» **Directive**:
Copy, from the entries below, each line where the word "this" can be found.

(Entries with page source code)
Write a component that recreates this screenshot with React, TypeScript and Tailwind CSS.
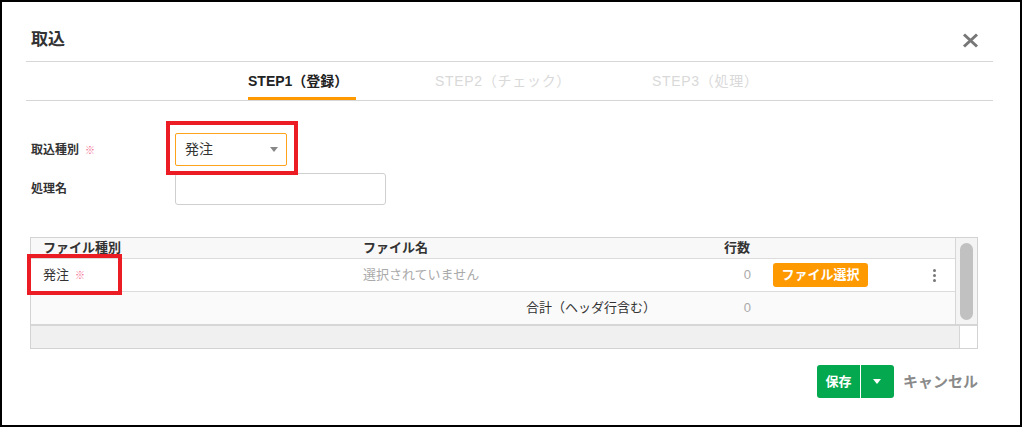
import { Fragment } from "react";

const FONT = "font-['Liberation_Sans','Noto_Sans_CJK_JP',sans-serif]";

const steps = [
  { label: "STEP1（登録）", active: true, w: "w-[108px]" },
  { label: "STEP2（チェック）", active: false, w: "w-[138px]" },
  { label: "STEP3（処理）", active: false, w: "w-[110px]" },
];

function RedMark({ className }: { className: string }) {
  // annotation frame drawn over the screenshot
  return <div className={`pointer-events-none absolute border-[4px] border-[#ec1c24] ${className}`} />;
}

function Req() {
  return <span className="ml-[6px] text-[10px] text-[#f06a8c]">※</span>;
}

export default function App() {
  return (
    <div className={`${FONT} w-[1022px] h-[427px] border-2 border-black bg-white text-[#333]`}>
      <div className="w-[967px] ml-[24px]">
        {/* header */}
        <div className="h-[60px] border-b border-[#d6d6d6] flex items-end justify-between pb-[9px] pl-[5px] pr-[14px]">
          <h1 className="text-[17px] leading-[24px] font-bold text-[#333]">取込</h1>
          <button className="mb-[4px]" title="閉じる">
            <svg width="17" height="15" viewBox="0 0 17 15">
              <path d="M2 1.5 L15 13.5 M15 1.5 L2 13.5" stroke="#777" strokeWidth="3" />
            </svg>
          </button>
        </div>

        {/* steps */}
        <div className="h-[39px] border-b border-[#d6d6d6] flex pl-[222px] gap-[79px]">
          {steps.map((s) => (
            <div
              key={s.label}
              className={`${s.w} h-[38px] pt-[3px] flex items-center whitespace-nowrap text-[14px] leading-[20px] ${
                s.active
                  ? "border-b-[3px] border-[#ff9900] font-bold text-[#222]"
                  : "border-b-[3px] border-transparent text-[#d9d9d9] tracking-[0.7px]"
              }`}
            >
              {s.label}
            </div>
          ))}
        </div>

        {/* form */}
        <div className="mt-[32px] flex items-center">
          <div className="w-[149px] pl-[5px] text-[12px] font-bold text-[#333]">
            取込種別
            <Req />
          </div>
          <div className="relative">
            <div className="w-[112px] h-[33px] border border-[#ffa31a] rounded-[2px] flex items-center justify-between pl-[9px] pr-[8px] text-[14px] text-[#333]">
              <span>発注</span>
              <span className="w-0 h-0 border-x-[4px] border-x-transparent border-t-[5px] border-t-[#888]" />
            </div>
            <RedMark className="-left-[9px] -right-[11px] -top-[12px] -bottom-[9px]" />
          </div>
        </div>
        <div className="mt-[7px] flex items-center">
          <div className="w-[149px] pl-[5px] text-[12px] font-bold text-[#333]">処理名</div>
          <input className="w-[211px] h-[32px] border border-[#cfcfcf] rounded-[3px] outline-none px-2 text-[13px]" />
        </div>

        {/* file table */}
        <div className="mt-[32px] ml-[4px] w-[948px] border border-[#d3d3d3] text-[13px]">
          <div className="flex border-b-2 border-[#d6d6d6]">
            <div className="w-[924px]">
              <div className="h-[21px] flex items-center bg-[#f8f8f8] border-b border-[#dcdcdc] font-bold text-[#333] leading-[20px]">
                <div className="w-[320px] pl-[12px]">ファイル種別</div>
                <div className="w-[340px] pl-[12px]">ファイル名</div>
                <div className="w-[70px] pr-[11px] text-right">行数</div>
                <div className="w-[153px]" />
                <div className="w-[41px]" />
              </div>
              <div className="relative h-[33px] flex items-center bg-white border-b border-[#dcdcdc]">
                <div className="w-[320px] pl-[12px] text-[#333]">
                  発注
                  <Req />
                </div>
                <div className="w-[340px] pl-[12px] text-[#aaa]">選択されていません</div>
                <div className="w-[70px] pr-[10px] text-right text-[#aaa]">0</div>
                <div className="w-[153px] pl-[12px]">
                  <button className="w-[95px] h-[24px] rounded-[3px] bg-[#ff9900] text-white font-bold text-[13px] leading-[24px]">
                    ファイル選択
                  </button>
                </div>
                <div className="w-[41px] flex flex-col items-center gap-[2px]">
                  {[0, 1, 2].map((i) => (
                    <Fragment key={i}>
                      <span className="w-[3px] h-[3px] rounded-full bg-[#777]" />
                    </Fragment>
                  ))}
                </div>
                <RedMark className="-top-[5px] -bottom-[4px] -left-[4px] w-[95px]" />
              </div>
              <div className="h-[32px] flex items-center bg-[#fafafa]">
                <div className="w-[320px]" />
                <div className="w-[340px] pr-[35px] text-right text-[#333]">合計（ヘッダ行含む）</div>
                <div className="w-[70px] pr-[10px] text-right text-[#aaa]">0</div>
                <div className="w-[153px]" />
                <div className="w-[41px]" />
              </div>
            </div>
            <div className="w-[22px] border-l border-[#d6d6d6] bg-[#f4f4f4] pt-[5px] pb-[4px] px-[4px]">
              <div className="h-full rounded-full bg-[#c1c1c1]" />
            </div>
          </div>
          <div className="h-[22px] flex">
            <div className="w-[928px] bg-[#f0f0f0]" />
            <div className="flex-1 border-l border-[#d6d6d6] bg-white" />
          </div>
        </div>

        {/* footer */}
        <div className="mt-[16px] ml-[4px] w-[948px] flex items-center justify-end">
          <div className="flex h-[33px] rounded-[3px] overflow-hidden bg-[#04a84e]">
            <button className="w-[43px] text-white font-bold text-[13px]">保存</button>
            <div className="w-px bg-white" />
            <button className="w-[33px] flex items-center justify-center">
              <span className="w-0 h-0 border-x-[4.5px] border-x-transparent border-t-[5px] border-t-white" />
            </button>
          </div>
          <button className="ml-[9px] text-[15px] font-bold text-[#8a8a8a] leading-[20px]">キャンセル</button>
        </div>
      </div>
    </div>
  );
}
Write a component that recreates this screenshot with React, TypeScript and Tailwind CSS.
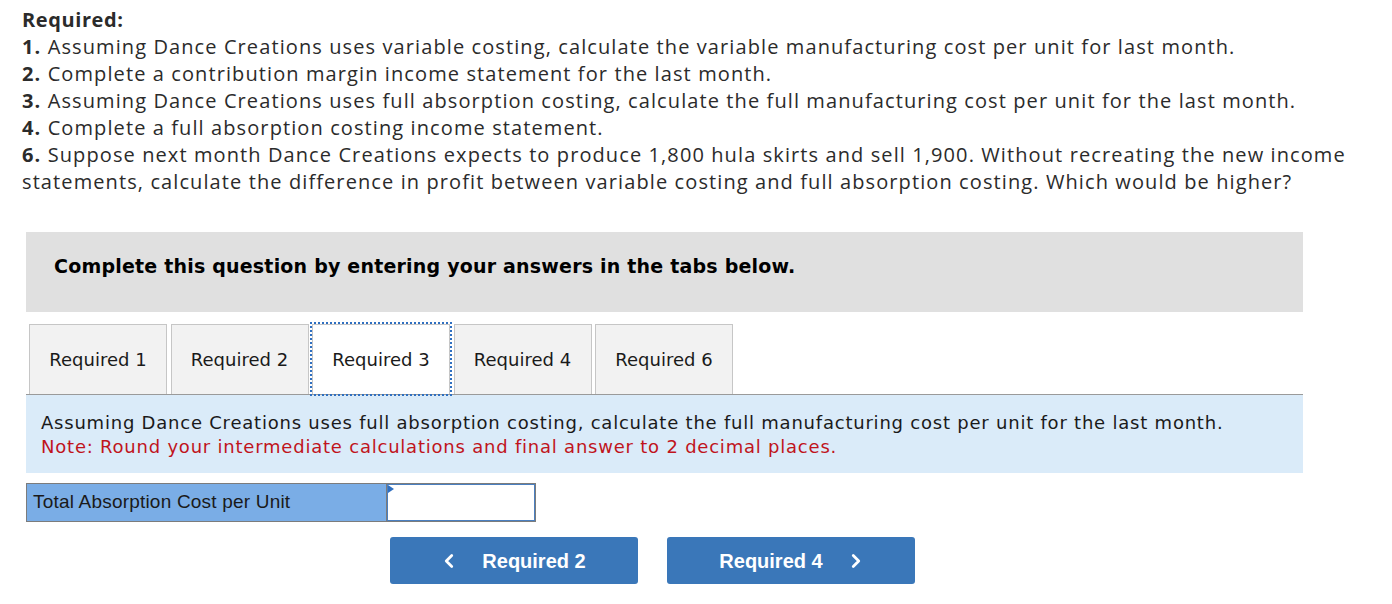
import { ChevronLeft, ChevronRight } from "lucide-react";

const tabs = ["Required 1", "Required 2", "Required 3", "Required 4", "Required 6"];
const ACTIVE = 2;

const questions = [
  ["1.", "Assuming Dance Creations uses variable costing, calculate the variable manufacturing cost per unit for last month."],
  ["2.", "Complete a contribution margin income statement for the last month."],
  ["3.", "Assuming Dance Creations uses full absorption costing, calculate the full manufacturing cost per unit for the last month."],
  ["4.", "Complete a full absorption costing income statement."],
  ["6.", "Suppose next month Dance Creations expects to produce 1,800 hula skirts and sell 1,900. Without recreating the new income statements, calculate the difference in profit between variable costing and full absorption costing. Which would be higher?"],
];

export default function App() {
  return (
    <div className="w-[1392px] h-[604px] bg-white overflow-hidden">
      {/* Required list */}
      <div className="pl-[22px] pr-[20px] pt-[6px] text-[20px] leading-[27px] tracking-[1.1px] text-[#2b2b2b] font-['Open_Sans',sans-serif]">
        <div className="font-bold tracking-[0.6px]">Required:</div>
        {questions.map(([n, t]) => (
          <div key={n}>
            <span className="inline-block font-bold leading-[27px]">{n}</span> {t}
          </div>
        ))}
      </div>

      <div className="mx-[26px] w-[1277px] mt-[37px]">
        {/* instructions */}
        <div className="h-[80px] bg-[#e0e0e0] flex items-center pl-[28px] pb-[12px] font-['DejaVu_Sans',sans-serif] font-bold text-[19px] tracking-[0.2px] text-black">
          Complete this question by entering your answers in the tabs below.
        </div>

        {/* tabs */}
        <div className="mt-[12px] flex gap-[3.5px] pl-[3px] border-b border-[#9a9a9a] font-['DejaVu_Sans',sans-serif] text-[18px] text-[#1a1a1a]">
          {tabs.map((t, i) => (
            <div
              key={t}
              className={
                i === ACTIVE
                  ? "w-[138px] h-[70px] flex items-center justify-center bg-white border border-b-0 border-[#c6c6c6] outline-dotted outline-[2.5px] outline-offset-0 outline-[#2f6fc0] -mb-px"
                  : "w-[138px] h-[70px] flex items-center justify-center bg-[#f2f2f2] border border-b-0 border-[#c6c6c6]"
              }
            >
              {t}
            </div>
          ))}
        </div>

        {/* prompt */}
        <div className="h-[78px] bg-[#daebf9] pl-[15px] pt-[16px] font-['DejaVu_Sans',sans-serif] text-[18px] leading-[24px] tracking-[0.78px]">
          <div className="text-[#1a1a1a]">
            Assuming Dance Creations uses full absorption costing, calculate the full manufacturing cost per unit for the last month.
          </div>
          <div className="text-[#c0141c]">
            Note: Round your intermediate calculations and final answer to 2 decimal places.
          </div>
        </div>

        {/* answer row */}
        <div className="mt-[10px] flex h-[39px]">
          <div className="w-[360px] bg-[#7aade6] border border-[#7c7c7c] border-r-0 flex items-center pl-[6px] font-['Liberation_Sans',sans-serif] text-[19px] tracking-[0.2px] text-[#1a1a1a]">
            Total Absorption Cost per Unit
          </div>
          <div className="relative w-[150px] border border-[#7c7c7c] bg-white">
            <div className="h-full border border-[#4a7fc0]" />
            <div className="absolute left-[1px] top-[1px] w-0 h-0 border-y-[4px] border-y-transparent border-l-[6px] border-l-[#2f6fc0]" />
          </div>
        </div>

        {/* nav */}
        <div className="mt-[15px] flex gap-[29px] pl-[364px] font-['Liberation_Sans',sans-serif] font-bold text-[20px] text-white">
          <button className="w-[248px] h-[47px] rounded-[3px] bg-[#3a77b9] flex items-center justify-center gap-[22px] pr-[4px]">
            <ChevronLeft size={22} strokeWidth={3} />
            <span>Required 2</span>
          </button>
          <button className="w-[248px] h-[47px] rounded-[3px] bg-[#3a77b9] flex items-center justify-center gap-[22px] pl-[4px]">
            <span>Required 4</span>
            <ChevronRight size={22} strokeWidth={3} />
          </button>
        </div>
      </div>
    </div>
  );
}
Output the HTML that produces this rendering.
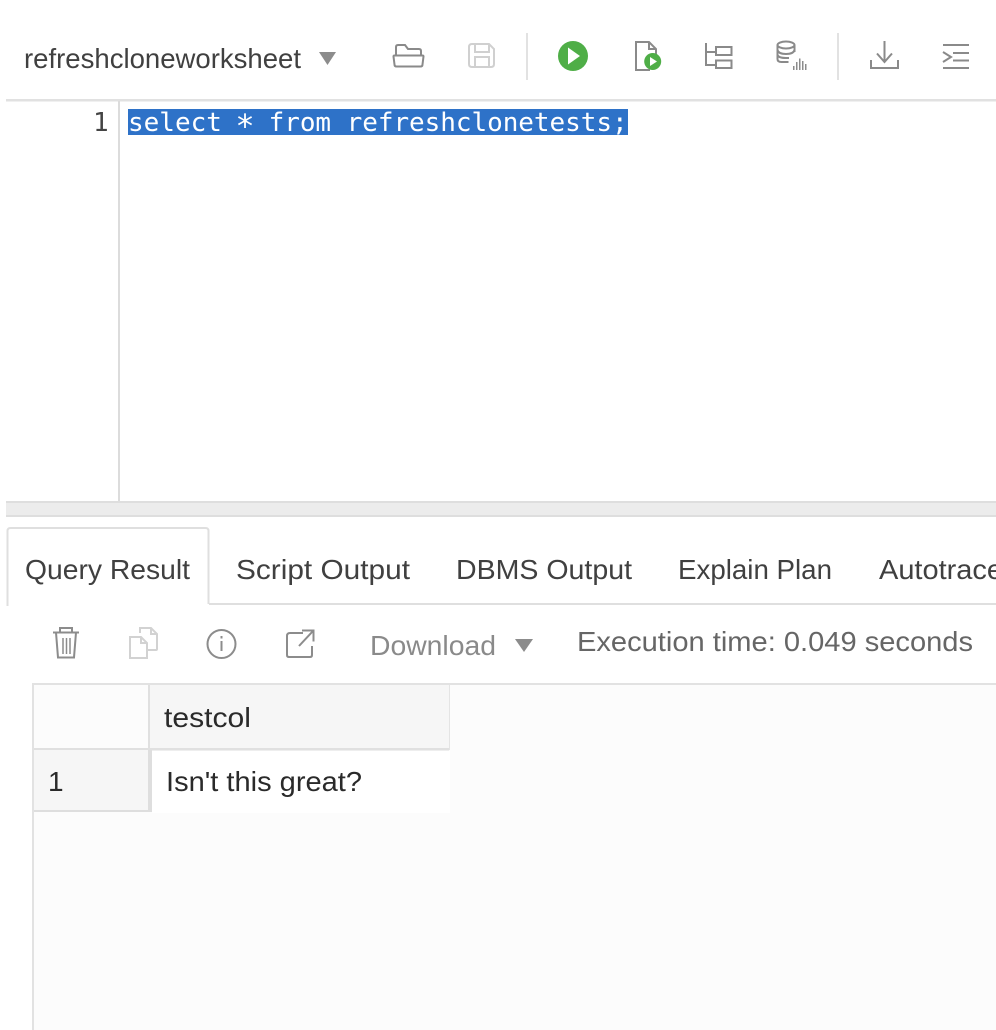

» **Task response**:
Write a component that recreates this screenshot with React, TypeScript and Tailwind CSS.
Write a component that recreates this screenshot with React, TypeScript and Tailwind CSS.
          Complete this question by entering your answers in the tabs below.
Output the HTML that produces this rendering.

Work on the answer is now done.